CHARLESTON, W.Va. — Voters in the Mountain State will take up two proposed amendments to the West Virginia Constitution during the 2018 November General Election.
Amendment No. 1, the proposed “No Constitutional Right to Abortion Amendment,” was the first to get approval from the Legislature during the 2018 Regular Legislative Session and is written as follows:
“Nothing in this Constitution secures or protects a right to abortion or requires the funding of an abortion.”
In general, what’s expected to be Amendment No. 2, the proposed “Judicial Budget Oversight Amendment,” would shift judicial spending oversight to lawmakers.
Currently, the judiciary controls its own budget.

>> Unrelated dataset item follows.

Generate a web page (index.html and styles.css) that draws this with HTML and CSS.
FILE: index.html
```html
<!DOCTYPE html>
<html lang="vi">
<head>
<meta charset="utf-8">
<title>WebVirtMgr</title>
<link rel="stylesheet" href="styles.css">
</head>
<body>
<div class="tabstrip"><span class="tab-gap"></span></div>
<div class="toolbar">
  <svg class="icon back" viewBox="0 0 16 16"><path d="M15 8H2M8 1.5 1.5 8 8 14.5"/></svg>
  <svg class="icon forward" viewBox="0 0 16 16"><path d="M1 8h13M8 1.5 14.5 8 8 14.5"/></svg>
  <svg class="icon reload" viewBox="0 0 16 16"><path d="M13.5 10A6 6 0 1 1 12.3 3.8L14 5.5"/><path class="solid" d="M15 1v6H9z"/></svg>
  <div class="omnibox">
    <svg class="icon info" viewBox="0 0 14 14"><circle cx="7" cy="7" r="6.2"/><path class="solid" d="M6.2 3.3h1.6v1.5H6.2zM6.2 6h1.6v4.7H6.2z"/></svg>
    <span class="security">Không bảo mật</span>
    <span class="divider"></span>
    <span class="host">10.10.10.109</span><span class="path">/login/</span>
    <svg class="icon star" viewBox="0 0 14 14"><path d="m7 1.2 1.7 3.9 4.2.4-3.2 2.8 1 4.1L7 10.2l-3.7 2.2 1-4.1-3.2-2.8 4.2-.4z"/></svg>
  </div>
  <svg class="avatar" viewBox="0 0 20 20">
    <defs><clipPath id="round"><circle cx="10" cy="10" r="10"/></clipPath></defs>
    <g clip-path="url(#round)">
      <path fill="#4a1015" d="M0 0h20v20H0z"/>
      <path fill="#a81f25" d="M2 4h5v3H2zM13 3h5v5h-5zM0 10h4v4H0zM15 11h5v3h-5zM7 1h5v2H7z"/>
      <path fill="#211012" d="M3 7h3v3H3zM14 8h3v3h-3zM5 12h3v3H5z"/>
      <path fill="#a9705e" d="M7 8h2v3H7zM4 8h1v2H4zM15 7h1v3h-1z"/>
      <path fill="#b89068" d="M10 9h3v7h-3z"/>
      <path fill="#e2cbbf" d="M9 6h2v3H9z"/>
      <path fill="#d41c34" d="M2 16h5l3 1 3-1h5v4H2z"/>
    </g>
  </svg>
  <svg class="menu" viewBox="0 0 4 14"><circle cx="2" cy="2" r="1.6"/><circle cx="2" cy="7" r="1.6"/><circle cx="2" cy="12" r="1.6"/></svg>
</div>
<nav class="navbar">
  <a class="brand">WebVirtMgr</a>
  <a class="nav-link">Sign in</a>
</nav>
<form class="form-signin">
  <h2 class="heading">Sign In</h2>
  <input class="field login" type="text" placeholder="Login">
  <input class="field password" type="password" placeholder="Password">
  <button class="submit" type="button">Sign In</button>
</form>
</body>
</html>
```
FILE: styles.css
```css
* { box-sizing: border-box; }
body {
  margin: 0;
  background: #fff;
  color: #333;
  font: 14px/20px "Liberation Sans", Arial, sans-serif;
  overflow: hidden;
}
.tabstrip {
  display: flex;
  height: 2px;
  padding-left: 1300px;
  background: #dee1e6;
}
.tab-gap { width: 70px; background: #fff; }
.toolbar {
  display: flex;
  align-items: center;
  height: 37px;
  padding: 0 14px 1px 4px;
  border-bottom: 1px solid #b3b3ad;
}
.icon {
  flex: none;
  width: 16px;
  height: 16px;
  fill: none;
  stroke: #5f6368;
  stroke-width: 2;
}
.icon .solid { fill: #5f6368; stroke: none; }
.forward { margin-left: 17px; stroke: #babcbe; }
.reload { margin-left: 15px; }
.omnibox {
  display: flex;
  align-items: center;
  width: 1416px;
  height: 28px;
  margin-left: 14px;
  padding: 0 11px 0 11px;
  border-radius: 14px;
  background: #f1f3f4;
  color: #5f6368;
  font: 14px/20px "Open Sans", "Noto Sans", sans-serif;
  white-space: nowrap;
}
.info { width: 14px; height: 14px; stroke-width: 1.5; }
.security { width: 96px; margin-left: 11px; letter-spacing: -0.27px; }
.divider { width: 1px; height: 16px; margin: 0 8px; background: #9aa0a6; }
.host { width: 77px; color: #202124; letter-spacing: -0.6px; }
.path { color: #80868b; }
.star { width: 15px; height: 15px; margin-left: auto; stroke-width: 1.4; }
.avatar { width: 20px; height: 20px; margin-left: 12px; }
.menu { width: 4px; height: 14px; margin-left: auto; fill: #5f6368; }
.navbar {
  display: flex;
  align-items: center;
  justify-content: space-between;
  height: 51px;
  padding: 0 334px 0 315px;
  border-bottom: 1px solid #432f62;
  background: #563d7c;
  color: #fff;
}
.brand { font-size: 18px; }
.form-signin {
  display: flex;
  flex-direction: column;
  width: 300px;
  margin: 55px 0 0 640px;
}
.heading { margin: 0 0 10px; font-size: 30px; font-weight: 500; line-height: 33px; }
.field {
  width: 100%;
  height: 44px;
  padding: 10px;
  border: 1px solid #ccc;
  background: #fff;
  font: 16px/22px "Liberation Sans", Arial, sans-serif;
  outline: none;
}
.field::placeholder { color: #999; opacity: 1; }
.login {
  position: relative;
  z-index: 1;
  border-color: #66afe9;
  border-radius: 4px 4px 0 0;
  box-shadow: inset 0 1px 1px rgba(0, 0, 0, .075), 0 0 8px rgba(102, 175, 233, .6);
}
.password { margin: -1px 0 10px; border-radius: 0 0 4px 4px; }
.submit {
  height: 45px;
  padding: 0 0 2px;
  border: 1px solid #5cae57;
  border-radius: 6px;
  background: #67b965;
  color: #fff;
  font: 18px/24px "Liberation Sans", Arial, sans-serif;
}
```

The proposed amendment making the change includes the following language:
“Providing that the total general revenue appropriations to the judiciary may be reduced in the budget bill, and setting forth the required procedures to be followed by the Legislature to enact any decrease in the total general revenue appropriations to the judiciary to an amount that is less than 85 percent of the amount of the total general revenue appropriations to the judiciary in the most recently enacted budget; providing that when requested by the Legislature, the Chief Justice of the Supreme Court of Appeals must appear and be heard and answer inquiries relative any budget bill; and conforming language relating to the introduction of the budget and matters that may be taken up during extended sessions to more recent amendments to the Constitution.”

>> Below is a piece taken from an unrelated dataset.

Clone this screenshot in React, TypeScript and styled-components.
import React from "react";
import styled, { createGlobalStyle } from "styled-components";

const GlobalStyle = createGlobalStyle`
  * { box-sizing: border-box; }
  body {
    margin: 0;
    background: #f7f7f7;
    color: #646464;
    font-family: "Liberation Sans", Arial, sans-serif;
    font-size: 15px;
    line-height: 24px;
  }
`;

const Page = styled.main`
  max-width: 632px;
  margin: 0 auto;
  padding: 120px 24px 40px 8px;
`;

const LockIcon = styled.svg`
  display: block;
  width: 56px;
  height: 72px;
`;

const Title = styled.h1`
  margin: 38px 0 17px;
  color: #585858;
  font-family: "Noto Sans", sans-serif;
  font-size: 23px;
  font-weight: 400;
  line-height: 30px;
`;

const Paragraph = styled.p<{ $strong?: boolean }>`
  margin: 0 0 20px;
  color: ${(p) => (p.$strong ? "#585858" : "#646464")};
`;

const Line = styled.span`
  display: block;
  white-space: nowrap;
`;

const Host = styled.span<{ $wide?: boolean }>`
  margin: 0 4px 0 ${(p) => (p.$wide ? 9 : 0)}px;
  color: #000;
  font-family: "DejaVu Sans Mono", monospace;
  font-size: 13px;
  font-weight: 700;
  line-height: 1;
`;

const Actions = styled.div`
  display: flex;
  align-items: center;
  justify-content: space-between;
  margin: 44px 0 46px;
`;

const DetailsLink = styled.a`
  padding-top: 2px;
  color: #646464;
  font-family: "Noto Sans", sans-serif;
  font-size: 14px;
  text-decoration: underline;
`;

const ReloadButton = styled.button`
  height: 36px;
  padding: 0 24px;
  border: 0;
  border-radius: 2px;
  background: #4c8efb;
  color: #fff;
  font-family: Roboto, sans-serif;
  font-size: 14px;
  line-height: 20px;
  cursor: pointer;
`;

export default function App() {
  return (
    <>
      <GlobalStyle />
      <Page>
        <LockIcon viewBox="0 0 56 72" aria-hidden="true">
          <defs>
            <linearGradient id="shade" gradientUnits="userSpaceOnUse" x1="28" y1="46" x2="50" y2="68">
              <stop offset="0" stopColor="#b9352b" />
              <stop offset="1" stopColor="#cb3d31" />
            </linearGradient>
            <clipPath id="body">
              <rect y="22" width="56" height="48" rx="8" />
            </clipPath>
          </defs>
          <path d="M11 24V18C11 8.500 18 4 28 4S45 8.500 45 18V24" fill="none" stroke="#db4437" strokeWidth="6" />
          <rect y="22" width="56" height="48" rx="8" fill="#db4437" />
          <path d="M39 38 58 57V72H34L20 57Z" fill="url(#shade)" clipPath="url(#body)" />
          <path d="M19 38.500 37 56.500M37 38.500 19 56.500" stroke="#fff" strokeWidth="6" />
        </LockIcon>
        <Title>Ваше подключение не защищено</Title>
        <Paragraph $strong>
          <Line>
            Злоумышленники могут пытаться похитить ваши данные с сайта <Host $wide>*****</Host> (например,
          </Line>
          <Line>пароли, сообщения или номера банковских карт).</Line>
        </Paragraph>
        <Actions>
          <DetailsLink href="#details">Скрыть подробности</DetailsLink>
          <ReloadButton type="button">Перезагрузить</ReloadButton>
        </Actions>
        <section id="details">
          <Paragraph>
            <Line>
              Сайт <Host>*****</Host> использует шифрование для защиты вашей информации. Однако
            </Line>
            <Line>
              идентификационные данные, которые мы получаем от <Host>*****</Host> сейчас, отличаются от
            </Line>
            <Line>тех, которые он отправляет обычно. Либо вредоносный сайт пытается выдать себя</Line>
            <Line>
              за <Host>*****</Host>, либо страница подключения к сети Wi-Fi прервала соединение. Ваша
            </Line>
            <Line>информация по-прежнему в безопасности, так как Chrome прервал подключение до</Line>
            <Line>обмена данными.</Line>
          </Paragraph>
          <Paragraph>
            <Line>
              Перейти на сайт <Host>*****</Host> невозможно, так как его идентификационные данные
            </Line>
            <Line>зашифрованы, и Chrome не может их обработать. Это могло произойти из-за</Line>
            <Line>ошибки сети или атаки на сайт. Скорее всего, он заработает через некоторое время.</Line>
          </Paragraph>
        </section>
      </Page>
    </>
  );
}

Two-thirds of members of both the state Senate and state House of Delegates voted for the ballot additions via joint resolutions meeting the required thresholds for proposed Constitutional amendment votes.
“Once the joint resolution’s been passed, the Legislature submits the title and purpose to the ballot commissioners of each county by way of, basically, giving it to us, we certify it,” explained Donald Kersey, elections director and deputy legal counsel with the West Virginia Secretary of State’s Office.
“Once it’s official, the ballot commissioners in the counties are the ones that actually put that on the ballot.”
He said counties have plenty of time to meet established deadlines for the ballot additions before November.
As for vote counting, “It’ll propose very little burden on the county because it’s just a ‘for the amendment’ or ‘against the amendment’ determination,” he said.
A majority is required for ratification with take effect dates coming after certifications of the election results, according to Kersey.
Over the years, a number of proposed Constitutional amendments have made it on West Virginia’s ballots.
Most recently, voters in West Virginia altered the state Constitution with the Fall 2017 vote for the Road Bond Amendment.
In Nov. 2014, voters approved the West Virginia Nonprofit Youth Organization Tax Exemption Amendment allowing the Boy Scouts of America to retain state tax-exempt status even while renting out the Summit Bechtel Family National Scout Reserve in Fayette County for events.
In Nov. 2012, a proposed amendment to end term limits for county sheriffs was rejected.
In 2002, two proposed amendments were ratified — the county and municipal option economic development amendment and the equalizing number of years of excess levies amendment.
In 1998, both the local option economic development amendment and the judicial reform amendment were rejected.
There have been election years when as many five Constitutional amendments have been proposed in West Virginia.
This year, Nov. 6 is Election Day. In West Virginia, the 2018 primary election is set for Tuesday, May 8.